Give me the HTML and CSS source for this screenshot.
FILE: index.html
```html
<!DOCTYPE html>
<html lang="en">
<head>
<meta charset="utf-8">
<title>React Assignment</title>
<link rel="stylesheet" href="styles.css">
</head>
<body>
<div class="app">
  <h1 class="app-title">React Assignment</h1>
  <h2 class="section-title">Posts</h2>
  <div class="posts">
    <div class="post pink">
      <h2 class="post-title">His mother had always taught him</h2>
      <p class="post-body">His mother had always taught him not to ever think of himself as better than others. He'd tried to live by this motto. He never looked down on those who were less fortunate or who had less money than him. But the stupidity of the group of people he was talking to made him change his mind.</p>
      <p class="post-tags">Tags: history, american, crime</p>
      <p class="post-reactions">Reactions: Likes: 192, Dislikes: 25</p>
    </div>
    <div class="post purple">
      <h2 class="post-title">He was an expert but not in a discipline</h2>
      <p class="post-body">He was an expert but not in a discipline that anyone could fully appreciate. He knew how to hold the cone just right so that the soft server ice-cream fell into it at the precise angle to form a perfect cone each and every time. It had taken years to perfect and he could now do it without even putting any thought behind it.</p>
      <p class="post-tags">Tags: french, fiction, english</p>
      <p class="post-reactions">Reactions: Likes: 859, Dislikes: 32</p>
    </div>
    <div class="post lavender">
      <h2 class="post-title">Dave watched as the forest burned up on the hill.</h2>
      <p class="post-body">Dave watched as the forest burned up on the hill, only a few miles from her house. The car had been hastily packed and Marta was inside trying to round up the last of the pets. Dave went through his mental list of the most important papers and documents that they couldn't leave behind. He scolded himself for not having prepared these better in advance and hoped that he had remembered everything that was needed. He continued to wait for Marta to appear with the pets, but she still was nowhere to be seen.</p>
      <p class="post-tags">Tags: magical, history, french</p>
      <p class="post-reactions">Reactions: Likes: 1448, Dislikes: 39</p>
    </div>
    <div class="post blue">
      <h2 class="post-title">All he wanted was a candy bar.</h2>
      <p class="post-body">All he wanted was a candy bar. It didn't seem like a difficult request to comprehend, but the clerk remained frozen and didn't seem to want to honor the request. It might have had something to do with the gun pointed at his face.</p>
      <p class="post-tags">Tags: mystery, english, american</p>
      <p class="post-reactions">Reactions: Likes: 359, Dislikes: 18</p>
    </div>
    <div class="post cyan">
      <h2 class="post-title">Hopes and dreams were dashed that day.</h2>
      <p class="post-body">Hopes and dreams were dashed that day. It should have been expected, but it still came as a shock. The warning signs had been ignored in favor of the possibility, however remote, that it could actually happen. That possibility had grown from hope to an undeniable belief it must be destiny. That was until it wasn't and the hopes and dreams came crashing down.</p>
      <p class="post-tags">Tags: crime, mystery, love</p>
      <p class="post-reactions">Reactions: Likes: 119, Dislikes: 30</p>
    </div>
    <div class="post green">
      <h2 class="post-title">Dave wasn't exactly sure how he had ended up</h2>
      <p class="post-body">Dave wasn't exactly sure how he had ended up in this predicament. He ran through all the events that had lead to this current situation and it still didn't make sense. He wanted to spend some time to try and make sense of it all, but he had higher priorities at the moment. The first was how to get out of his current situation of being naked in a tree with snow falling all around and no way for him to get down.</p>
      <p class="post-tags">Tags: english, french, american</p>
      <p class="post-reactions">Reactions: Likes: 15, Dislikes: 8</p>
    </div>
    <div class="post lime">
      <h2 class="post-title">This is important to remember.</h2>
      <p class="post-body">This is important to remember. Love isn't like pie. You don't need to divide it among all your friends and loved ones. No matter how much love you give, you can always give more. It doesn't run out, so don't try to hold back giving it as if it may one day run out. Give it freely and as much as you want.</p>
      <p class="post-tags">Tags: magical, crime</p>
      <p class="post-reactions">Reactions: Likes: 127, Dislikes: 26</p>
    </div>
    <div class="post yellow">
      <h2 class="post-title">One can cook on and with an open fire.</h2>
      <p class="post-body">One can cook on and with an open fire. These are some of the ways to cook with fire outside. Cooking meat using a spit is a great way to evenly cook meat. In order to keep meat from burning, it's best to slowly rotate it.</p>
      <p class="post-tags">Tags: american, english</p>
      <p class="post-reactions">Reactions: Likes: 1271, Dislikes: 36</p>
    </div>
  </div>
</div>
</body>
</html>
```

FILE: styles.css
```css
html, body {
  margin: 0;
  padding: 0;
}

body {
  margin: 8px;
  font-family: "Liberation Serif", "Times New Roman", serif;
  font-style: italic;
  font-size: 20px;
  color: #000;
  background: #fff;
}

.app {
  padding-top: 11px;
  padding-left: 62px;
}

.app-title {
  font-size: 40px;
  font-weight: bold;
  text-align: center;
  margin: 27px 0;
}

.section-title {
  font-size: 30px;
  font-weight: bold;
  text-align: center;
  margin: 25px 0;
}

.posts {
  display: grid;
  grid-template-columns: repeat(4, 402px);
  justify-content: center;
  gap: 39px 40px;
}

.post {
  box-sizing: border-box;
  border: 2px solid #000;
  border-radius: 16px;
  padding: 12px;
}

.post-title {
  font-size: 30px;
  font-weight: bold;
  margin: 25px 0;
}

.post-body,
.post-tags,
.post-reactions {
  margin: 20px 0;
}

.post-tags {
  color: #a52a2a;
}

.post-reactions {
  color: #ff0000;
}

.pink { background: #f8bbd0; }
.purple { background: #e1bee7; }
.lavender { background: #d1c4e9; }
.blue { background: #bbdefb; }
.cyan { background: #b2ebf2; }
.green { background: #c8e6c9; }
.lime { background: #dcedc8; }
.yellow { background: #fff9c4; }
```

○ ○ ○ ○ ○

Make an exact copy of the listing, including every line.

**CORRECT ANSWER**
Give me the HTML and CSS source for this screenshot.
FILE: index.html
```html
<!DOCTYPE html>
<html lang="en">
<head>
<meta charset="utf-8">
<title>React Assignment</title>
<link rel="stylesheet" href="styles.css">
</head>
<body>
<div class="app">
  <h1 class="app-title">React Assignment</h1>
  <h2 class="section-title">Posts</h2>
  <div class="posts">
    <div class="post pink">
      <h2 class="post-title">His mother had always taught him</h2>
      <p class="post-body">His mother had always taught him not to ever think of himself as better than others. He'd tried to live by this motto. He never looked down on those who were less fortunate or who had less money than him. But the stupidity of the group of people he was talking to made him change his mind.</p>
      <p class="post-tags">Tags: history, american, crime</p>
      <p class="post-reactions">Reactions: Likes: 192, Dislikes: 25</p>
    </div>
    <div class="post purple">
      <h2 class="post-title">He was an expert but not in a discipline</h2>
      <p class="post-body">He was an expert but not in a discipline that anyone could fully appreciate. He knew how to hold the cone just right so that the soft server ice-cream fell into it at the precise angle to form a perfect cone each and every time. It had taken years to perfect and he could now do it without even putting any thought behind it.</p>
      <p class="post-tags">Tags: french, fiction, english</p>
      <p class="post-reactions">Reactions: Likes: 859, Dislikes: 32</p>
    </div>
    <div class="post lavender">
      <h2 class="post-title">Dave watched as the forest burned up on the hill.</h2>
      <p class="post-body">Dave watched as the forest burned up on the hill, only a few miles from her house. The car had been hastily packed and Marta was inside trying to round up the last of the pets. Dave went through his mental list of the most important papers and documents that they couldn't leave behind. He scolded himself for not having prepared these better in advance and hoped that he had remembered everything that was needed. He continued to wait for Marta to appear with the pets, but she still was nowhere to be seen.</p>
      <p class="post-tags">Tags: magical, history, french</p>
      <p class="post-reactions">Reactions: Likes: 1448, Dislikes: 39</p>
    </div>
    <div class="post blue">
      <h2 class="post-title">All he wanted was a candy bar.</h2>
      <p class="post-body">All he wanted was a candy bar. It didn't seem like a difficult request to comprehend, but the clerk remained frozen and didn't seem to want to honor the request. It might have had something to do with the gun pointed at his face.</p>
      <p class="post-tags">Tags: mystery, english, american</p>
      <p class="post-reactions">Reactions: Likes: 359, Dislikes: 18</p>
    </div>
    <div class="post cyan">
      <h2 class="post-title">Hopes and dreams were dashed that day.</h2>
      <p class="post-body">Hopes and dreams were dashed that day. It should have been expected, but it still came as a shock. The warning signs had been ignored in favor of the possibility, however remote, that it could actually happen. That possibility had grown from hope to an undeniable belief it must be destiny. That was until it wasn't and the hopes and dreams came crashing down.</p>
      <p class="post-tags">Tags: crime, mystery, love</p>
      <p class="post-reactions">Reactions: Likes: 119, Dislikes: 30</p>
    </div>
    <div class="post green">
      <h2 class="post-title">Dave wasn't exactly sure how he had ended up</h2>
      <p class="post-body">Dave wasn't exactly sure how he had ended up in this predicament. He ran through all the events that had lead to this current situation and it still didn't make sense. He wanted to spend some time to try and make sense of it all, but he had higher priorities at the moment. The first was how to get out of his current situation of being naked in a tree with snow falling all around and no way for him to get down.</p>
      <p class="post-tags">Tags: english, french, american</p>
      <p class="post-reactions">Reactions: Likes: 15, Dislikes: 8</p>
    </div>
    <div class="post lime">
      <h2 class="post-title">This is important to remember.</h2>
      <p class="post-body">This is important to remember. Love isn't like pie. You don't need to divide it among all your friends and loved ones. No matter how much love you give, you can always give more. It doesn't run out, so don't try to hold back giving it as if it may one day run out. Give it freely and as much as you want.</p>
      <p class="post-tags">Tags: magical, crime</p>
      <p class="post-reactions">Reactions: Likes: 127, Dislikes: 26</p>
    </div>
    <div class="post yellow">
      <h2 class="post-title">One can cook on and with an open fire.</h2>
      <p class="post-body">One can cook on and with an open fire. These are some of the ways to cook with fire outside. Cooking meat using a spit is a great way to evenly cook meat. In order to keep meat from burning, it's best to slowly rotate it.</p>
      <p class="post-tags">Tags: american, english</p>
      <p class="post-reactions">Reactions: Likes: 1271, Dislikes: 36</p>
    </div>
  </div>
</div>
</body>
</html>
```

FILE: styles.css
```css
html, body {
  margin: 0;
  padding: 0;
}

body {
  margin: 8px;
  font-family: "Liberation Serif", "Times New Roman", serif;
  font-style: italic;
  font-size: 20px;
  color: #000;
  background: #fff;
}

.app {
  padding-top: 11px;
  padding-left: 62px;
}

.app-title {
  font-size: 40px;
  font-weight: bold;
  text-align: center;
  margin: 27px 0;
}

.section-title {
  font-size: 30px;
  font-weight: bold;
  text-align: center;
  margin: 25px 0;
}

.posts {
  display: grid;
  grid-template-columns: repeat(4, 402px);
  justify-content: center;
  gap: 39px 40px;
}

.post {
  box-sizing: border-box;
  border: 2px solid #000;
  border-radius: 16px;
  padding: 12px;
}

.post-title {
  font-size: 30px;
  font-weight: bold;
  margin: 25px 0;
}

.post-body,
.post-tags,
.post-reactions {
  margin: 20px 0;
}

.post-tags {
  color: #a52a2a;
}

.post-reactions {
  color: #ff0000;
}

.pink { background: #f8bbd0; }
.purple { background: #e1bee7; }
.lavender { background: #d1c4e9; }
.blue { background: #bbdefb; }
.cyan { background: #b2ebf2; }
.green { background: #c8e6c9; }
.lime { background: #dcedc8; }
.yellow { background: #fff9c4; }
```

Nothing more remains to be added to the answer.